Toss in an ability to get off shots most players wouldn't think of trying, mix a touch that only Mother Nature can provide and the result is a marksman who is shooting 54 per cent from the field this season. Only centers with a tip-in touch are supposed to connect with that consistency.
"I never plan a shot," he explains. "I just never give up. And luck is part of the game. If you can get the ball up around the hoop, it might go in."
Enough of them have gone in to earn him an average 27 points a game, four more than last season when he was sixth in scoring. The impressive performance caused him to be named to second-term all-league.
Garvin already has been voted to this year's Eastern Conference all star team and he is on the verge of becoming a legitimate superstar, an impressive accomplishment considering the odds encountered most of his life.
"I was wild and looking," Gervin says in talking about his youth on the East Side of Detroit.He stood in bread lines with his mother for food and he admits he stole to survive.
But he also played basketball well enough to earn a scholarship to Eastern Michigan and survived until the end of his sophomore year. After striking an opponent during an NAIA playoff game, he was expelled from school.
At age 19, he thought his basketball career was over. He began playing for a semipro team to keep active and was noticed by a scout, Red Kerr of the Virginia Squires. The Squires signed him in January 1973 to a $20,000 contract and a 14,000 bonus and he finally was able to leave Detroit.
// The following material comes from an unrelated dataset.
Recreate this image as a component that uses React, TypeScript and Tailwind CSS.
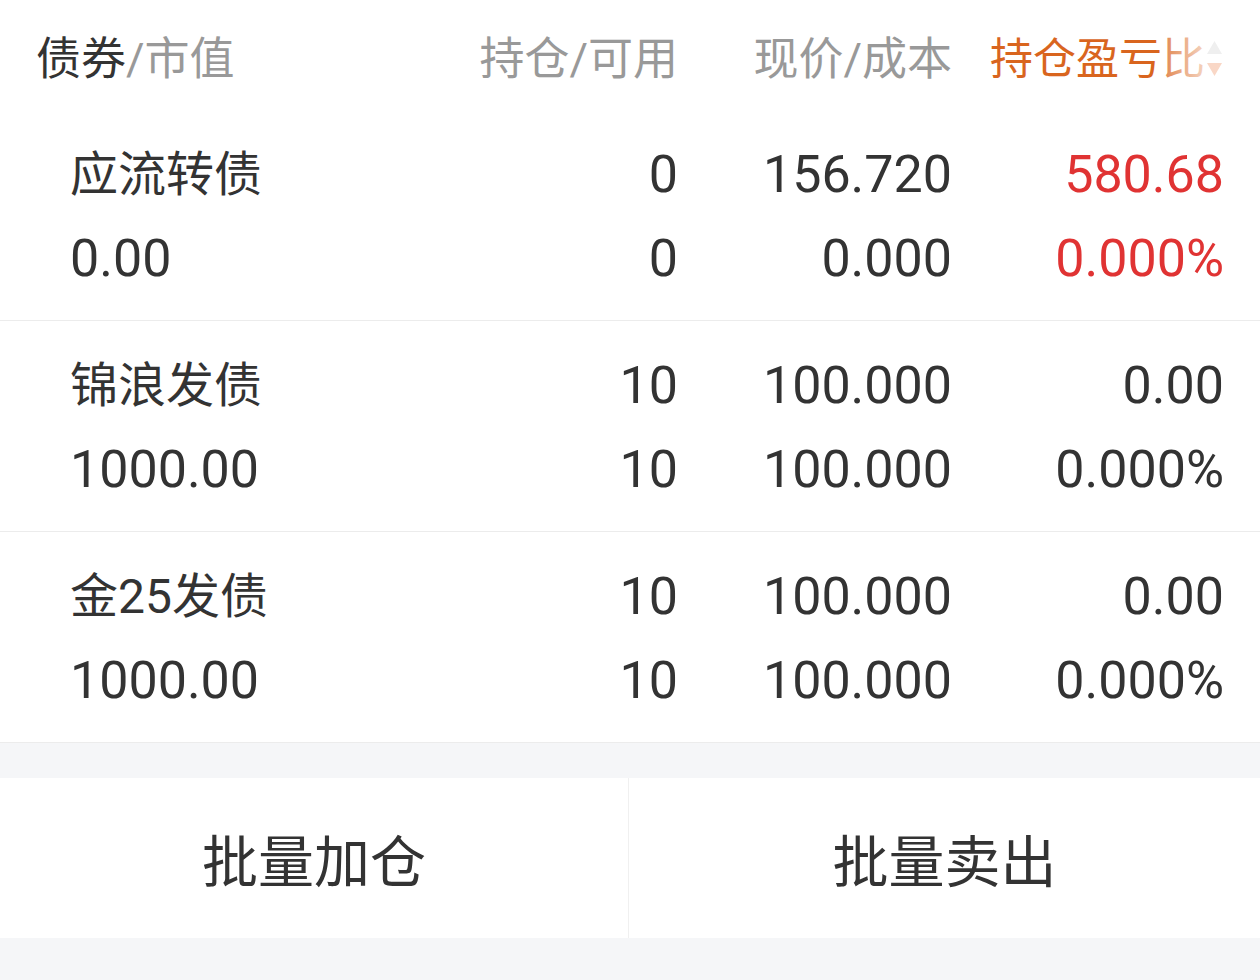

Before the ABA folded, he made All-League twice, as the skinniest forward in basketball. But when guard James Silas, another all-ABA star, injured his knee last season, Gervin began his NBA career as a guard and wound up scoring 23 points a game and shooting almost 55% from the field.
"Last year was important to me," said Garvin. "When you are in the ABA, all you hear is 'Wait til you play in the real league.' We all had something to prove. I know I wanted to show that scoring 25 a game in the ABA was no fluke."
The Spurs still are considered somewhat of an NBA outcast. Their uproarious fans, their run-and-gun offense and their squad, almost exclusively. ABA players, separate them from the rest of the league. As in Gervin's case, times are changing for them, too.
The worst defensive team in the NBA last season, the Spurs have improved this year to the middle of the pack. And over the last 16 games, having won 13 times and taken over the Central Division lead, they have allowed an average of 102 points, scoring almost 111.
"I'm tired of this stuff about our defense being bad," said Coach Doug Moe, another of those North Carolina coaching disciples in the NBA. "The key is our scoring differential. As long as we outscore people, we win."
Gervin alone would make San Antonio tough to defense, mainly because his varied assortment of shots renders him almost unstoppable. But the Spurs also have seven others shooting at least 47 per cent from the field, including Larry Kenon (20.4) and Bill Paultz (15.2), who produce steady points every time out. And they have led the league in total assists most of the season.
Moe also has shored up a weakness at big forward by replacing 6-8 Allen Bristow with 6-11 Coby Dietrick, a better defensive player. Dietrick was playing behind center Paultz but that task has been assumed by former Sonic Mike Green.
Still, Gervin remains the key to the Spurs' fortunes. In crucial moments, Moe will station everyone on the baseline and let Gervin work one-on-one out front against his defender, who usually is three to four inches shorter.
That' when he shows why a Virginia Squire teammate, Fatty Taylor, began calling him Iceman, explaining that Gervin "always is a cool character on the court."
Gervin will back in, displaying remarkably efficient ball-handling for his size, and when it seems there is little chance he can get off a shot, he will. As Laker Lou Hudson put it, "He will score from places you don't think he can. And he keeps doing it."
Gervin's style is so relaxed that he admits he probably can play until his son is old enough to take over for him. His son is called "Ice Cube."
The Bullets beat the Spurs, 116-105, at Capital Centre in November. Gervin, who was in foul trouble most of the game had 20 points. Bullets Mitch Kupchak and Phil Chenier, both now injured, contributed 50. Playmaker Mike Gale, who missed that game with a sprained ankle, is healthy now and will start, for the Spurs. Bullet Tom Henderson has recovered from a bad ankle.